JOB: The lines from the top of the material through the line with "const cell = 'h-[45.5px]" are to be set down exactly. Leave the pictures out.

RAW DATA:
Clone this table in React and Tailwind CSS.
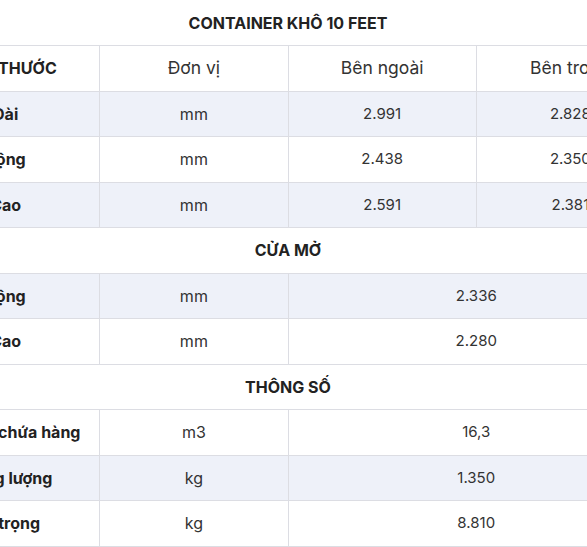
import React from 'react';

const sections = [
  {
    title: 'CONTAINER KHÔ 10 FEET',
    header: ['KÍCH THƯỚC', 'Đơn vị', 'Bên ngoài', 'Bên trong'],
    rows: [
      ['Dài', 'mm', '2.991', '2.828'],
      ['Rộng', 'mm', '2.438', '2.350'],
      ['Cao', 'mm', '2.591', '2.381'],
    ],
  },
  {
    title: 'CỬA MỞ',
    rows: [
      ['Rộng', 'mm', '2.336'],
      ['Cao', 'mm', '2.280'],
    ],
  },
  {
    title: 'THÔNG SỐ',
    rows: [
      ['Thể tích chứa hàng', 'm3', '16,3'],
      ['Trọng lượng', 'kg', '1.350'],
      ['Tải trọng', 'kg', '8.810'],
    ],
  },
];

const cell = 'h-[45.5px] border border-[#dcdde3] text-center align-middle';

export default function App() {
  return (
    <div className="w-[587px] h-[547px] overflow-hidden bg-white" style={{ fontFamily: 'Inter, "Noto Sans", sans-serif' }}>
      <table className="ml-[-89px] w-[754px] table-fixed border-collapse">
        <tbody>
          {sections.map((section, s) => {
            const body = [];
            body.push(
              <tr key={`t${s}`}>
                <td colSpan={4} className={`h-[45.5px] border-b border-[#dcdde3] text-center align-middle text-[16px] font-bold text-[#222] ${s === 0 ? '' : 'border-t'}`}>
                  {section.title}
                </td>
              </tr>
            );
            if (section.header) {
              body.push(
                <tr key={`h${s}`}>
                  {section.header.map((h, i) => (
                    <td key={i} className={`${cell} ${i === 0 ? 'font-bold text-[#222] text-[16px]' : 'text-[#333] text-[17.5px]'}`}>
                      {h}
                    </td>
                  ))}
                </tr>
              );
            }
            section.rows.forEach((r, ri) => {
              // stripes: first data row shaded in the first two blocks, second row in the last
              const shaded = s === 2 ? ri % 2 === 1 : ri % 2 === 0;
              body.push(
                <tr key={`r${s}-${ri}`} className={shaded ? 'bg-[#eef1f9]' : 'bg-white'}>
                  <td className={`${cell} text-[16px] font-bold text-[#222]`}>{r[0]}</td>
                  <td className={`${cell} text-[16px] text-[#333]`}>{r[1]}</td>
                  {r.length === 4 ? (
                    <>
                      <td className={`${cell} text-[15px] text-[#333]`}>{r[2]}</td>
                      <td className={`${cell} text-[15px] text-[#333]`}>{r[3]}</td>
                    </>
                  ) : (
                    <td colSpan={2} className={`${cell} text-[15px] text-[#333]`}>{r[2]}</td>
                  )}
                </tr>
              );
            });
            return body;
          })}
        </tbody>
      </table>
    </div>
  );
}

SOLUTION:
Clone this table in React and Tailwind CSS.
import React from 'react';

const sections = [
  {
    title: 'CONTAINER KHÔ 10 FEET',
    header: ['KÍCH THƯỚC', 'Đơn vị', 'Bên ngoài', 'Bên trong'],
    rows: [
      ['Dài', 'mm', '2.991', '2.828'],
      ['Rộng', 'mm', '2.438', '2.350'],
      ['Cao', 'mm', '2.591', '2.381'],
    ],
  },
  {
    title: 'CỬA MỞ',
    rows: [
      ['Rộng', 'mm', '2.336'],
      ['Cao', 'mm', '2.280'],
    ],
  },
  {
    title: 'THÔNG SỐ',
    rows: [
      ['Thể tích chứa hàng', 'm3', '16,3'],
      ['Trọng lượng', 'kg', '1.350'],
      ['Tải trọng', 'kg', '8.810'],
    ],
  },
];

const cell = 'h-[45.5px] border border-[#dcdde3] text-center align-middle';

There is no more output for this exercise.